Why are two of my Mollies changing colours?
First off sorry about the length. I try to be.... thorough.
I have a 25 Gallon Tank with a combination of small river rock and large rounded stones for substrate. The tank is planted and lit with a plant bulb. I have been running the light from about 10 am to 1o pm every day since buying these fish. I have no heating unit set up for my tank. However the temperature has stayed between 72 and 74 degrees for the entire time I have had these fish.
Unknowingly, I bought three males by mistake. After some reading I found out that it is best to buy three females to every male Molly (as to not kill the female via over sexing) but I am not sure how this rule applies to males.
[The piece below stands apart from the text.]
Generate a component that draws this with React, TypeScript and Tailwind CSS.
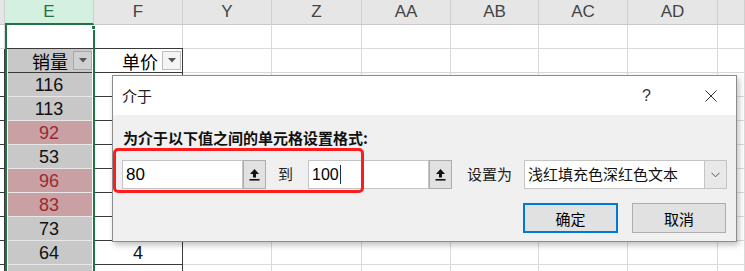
import React from "react";

const cols = ["", "E", "F", "Y", "Z", "AA", "AB", "AC", "AD", ""];
const colW = [5, 89, 89, 89, 90, 89, 88, 89, 90, 27];

// E column values, starting at row 3 (row 1 empty, row 2 header)
const values: { v: string; hit?: boolean }[] = [
  { v: "116" },
  { v: "113" },
  { v: "92", hit: true },
  { v: "53" },
  { v: "96", hit: true },
  { v: "83", hit: true },
  { v: "73" },
  { v: "64" },
  { v: "" },
];

const font = { fontFamily: '"Liberation Sans", "Noto Sans CJK SC", sans-serif' };
const cjk = { fontFamily: '"Noto Sans CJK SC", "Liberation Sans", sans-serif' };

function FilterButton({ dark }: { dark?: boolean }) {
  return (
    <div
      className={`w-[19px] h-[19px] border flex items-center justify-center ${
        dark ? "bg-[#d0d0d0] border-[#a8a8a8]" : "bg-[#f4f4f4] border-[#bdbdbd]"
      }`}
    >
      <svg width="8" height="5" viewBox="0 0 8 5">
        <path d="M0 0 L8 0 L4 4.5 Z" fill="#555" />
      </svg>
    </div>
  );
}

function RefButton() {
  return (
    <div className="w-[23px] h-full bg-[#e1e1e1] border border-[#adadad] flex items-center justify-center">
      <svg width="11" height="13" viewBox="0 0 11 13">
        <path d="M5.5 1 L10 6 L7 6 L7 9.5 L4 9.5 L4 6 L1 6 Z" fill="#111" />
        <rect x="0.5" y="11" width="10" height="1.6" fill="#111" />
      </svg>
    </div>
  );
}

function Sheet() {
  const rows = 11;
  return (
    <div className="relative w-[745px] h-[271px] overflow-hidden bg-white" style={font}>
      {/* column headers */}
      <div className="flex h-[25px] bg-[#e6e6e6]">
        {cols.map((c, i) => (
          <div
            key={i}
            style={{ width: colW[i] }}
            className={`shrink-0 flex items-center justify-center text-[17px] border-r border-[#cfcfcf] ${
              c === "E"
                ? "bg-[#d3f0e0] text-[#217346] border-b-2 border-b-[#217346]"
                : "text-[#444] border-b border-b-[#c8c8c8]"
            }`}
          >
            {c}
          </div>
        ))}
      </div>
      {/* body rows */}
      {Array.from({ length: rows }).map((_, r) => (
        <div key={r} className="flex h-[24px]">
          {cols.map((_, i) => {
            const inTable = r >= 1 && i <= 2;
            const isE = i === 1;
            let bg = "bg-white";
            let content: React.ReactNode = null;
            let text = "text-[#111]";
            if (isE && r >= 1) {
              bg = "bg-[#c8c8c8]";
              if (r >= 2) {
                const val = values[r - 2];
                if (val?.hit) {
                  bg = "bg-[#c9a0a3]";
                  text = "text-[#9c2a30]";
                }
                content = val?.v;
              }
            }
            if (r === 1 && i === 1) {
              return (
                <div
                  key={i}
                  style={{ width: colW[i] }}
                  className="shrink-0 bg-[#c8c8c8] border-b border-t border-[#3a3a3a] -mt-px flex items-center justify-end gap-[5px] pr-[2px] text-[18px] leading-none"
                >
                  <span style={cjk}>销量</span>
                  <FilterButton dark />
                </div>
              );
            }
            if (r === 1 && i === 2) {
              return (
                <div
                  key={i}
                  style={{ width: colW[i] }}
                  className="shrink-0 bg-white border-b border-t border-r border-[#3a3a3a] -mt-px flex items-center justify-between pl-[28px] pr-[1px] text-[18px] leading-none"
                >
                  <span style={cjk}>单价</span>
                  <FilterButton />
                </div>
              );
            }
            if (i === 2 && r === 9) content = "4";
            const border = inTable
              ? isE
                ? "border-b border-b-[#e8e8e8] border-r border-r-[#3a3a3a]"
                : "border-b border-r border-[#3a3a3a]"
              : "border-b border-r border-[#dadada]";
            return (
              <div
                key={i}
                style={{ width: colW[i] }}
                className={`shrink-0 flex items-center justify-center text-[18px] leading-none ${bg} ${text} ${border}`}
              >
                {content}
              </div>
            );
          })}
        </div>
      ))}

      {/* column E selection outline */}
      <div className="absolute left-[5px] top-[25px] w-[90px] bottom-0 border-x-2 border-[#217346] pointer-events-none">
        <div className="absolute inset-0 top-[24px] border-x border-white" />
      </div>
      <div className="absolute left-[91px] top-[25px] w-[5px] h-[5px] bg-[#217346] border border-white" />

      <Dialog />
    </div>
  );
}

function Dialog() {
  return (
    <div
      className="absolute left-[112px] top-[75px] w-[625px] h-[167px] bg-[#f0f0f0] border border-[#8c8c8c] shadow-[2px_3px_6px_rgba(0,0,0,0.25)] flex flex-col"
      style={cjk}
    >
      <div className="h-[39px] bg-white flex items-center pl-[9px] pr-[19px]">
        <span className="text-[15px] text-[#222] leading-none">介于</span>
        <span className="ml-auto text-[16px] text-[#333] leading-none" style={font}>
          ?
        </span>
        <svg className="ml-[54px]" width="12" height="12" viewBox="0 0 12 12">
          <path d="M0.5 0.5 L11.5 11.5 M11.5 0.5 L0.5 11.5" stroke="#333" strokeWidth="1" />
        </svg>
      </div>
      <div className="flex-1 flex flex-col px-[9px]">
        <div className="mt-[13px] ml-px text-[15px] font-bold leading-[20px] text-[#111]">
          为介于以下值之间的单元格设置格式:
        </div>
        <div className="mt-[12px] h-[29px] flex items-center text-[15px]">
          <div className="w-[121px] h-full bg-white border border-[#c4c4c4] flex items-center pl-[3px] text-[17px]" style={font}>
            80
          </div>
          <RefButton />
          <span className="ml-[12px] w-[15px] text-[#222]">到</span>
          <div className="ml-[15px] w-[121px] h-full bg-white border border-[#c4c4c4] flex items-center pl-[3px] text-[16px]" style={font}>
            100
            <span className="ml-px inline-block w-px h-[19px] bg-[#1a2a6c]" />
          </div>
          <RefButton />
          <span className="ml-[15px] text-[#222]">设置为</span>
          <div className="ml-[12px] w-[203px] h-full bg-white border border-[#c4c4c4] flex items-center pl-[3px]">
            <span className="text-[15px] text-[#111]">浅红填充色深红色文本</span>
            <div className="ml-auto w-[22px] h-full bg-[#e8e8e8] border-l border-[#c4c4c4] flex items-center justify-center">
              <svg width="9" height="6" viewBox="0 0 9 6">
                <path d="M0.5 0.8 L4.5 4.8 L8.5 0.8" stroke="#555" strokeWidth="1" fill="none" />
              </svg>
            </div>
          </div>
        </div>
        <div className="mt-[14px] flex justify-end gap-[14px] pr-px">
          <button className="w-[95px] h-[30px] bg-[#e1e1e1] border-2 border-[#0078d7] text-[15px] text-black leading-none">
            确定
          </button>
          <button className="w-[94px] h-[30px] bg-[#e1e1e1] border border-[#adadad] text-[15px] text-black leading-none">
            取消
          </button>
        </div>
      </div>
      {/* red annotation box */}
      <div className="absolute left-0 top-[72px] w-[251px] h-[45px] border-[3px] border-[#ff1c1c] rounded-[5px] pointer-events-none" />
    </div>
  );
}

export default function App() {
  return <Sheet />;
}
I have also read that Mollies are usually found in brackish water but can live in fresh water as well. I have no salt in my tank at all.
As for the behavior of the fish...They seem fine. One is decidedly more dominate. It chases the other two around, raising it's Dorsal fin, sometimes circling them or generally herding them out of his area of the tank. However, this activity is not constant. All the fish swim a lot and love to eat off of the live plants and have a full appetite for fish flake which I feed them once a day.
I bought the fish three days ago from a local fish supplier. They are Orange Lyre tails with some white blotching on the body, their tails were mostly white with some orange dotting. The two less dominant fish seem to have changed in color from a bright orange to a white on the belly and top of the head.
What do you think the cuase of this change could be? Have I miss sexed them and the females are changing color for mating purposes? Is it because of the lack of salt? Are the less dominate fish stressed? Or is this simply a natural thing that happens when these fish age?
Thanks for the time.
Molly's will need a heater that maintains temp between 78 and 82 degrees F .
Very often in the fish world the dominant male will become more colorful and the others will become less colorful. This is especially true with cichlids but could be true with your mollies. They could also be altering color as much as they can to fuit in with surroundings. Get them some girls! Its good you have a large enough tank that the less dominant males can get away. The constant pressure from the dominant male could lead to death for the others if they have no place to get away.
I'd take the other non dominate males back to the petsore and exchange them for females. I usually do this to determine which male I'll breed with females. Nothing unusual, however I still recommend to switch out the males for females.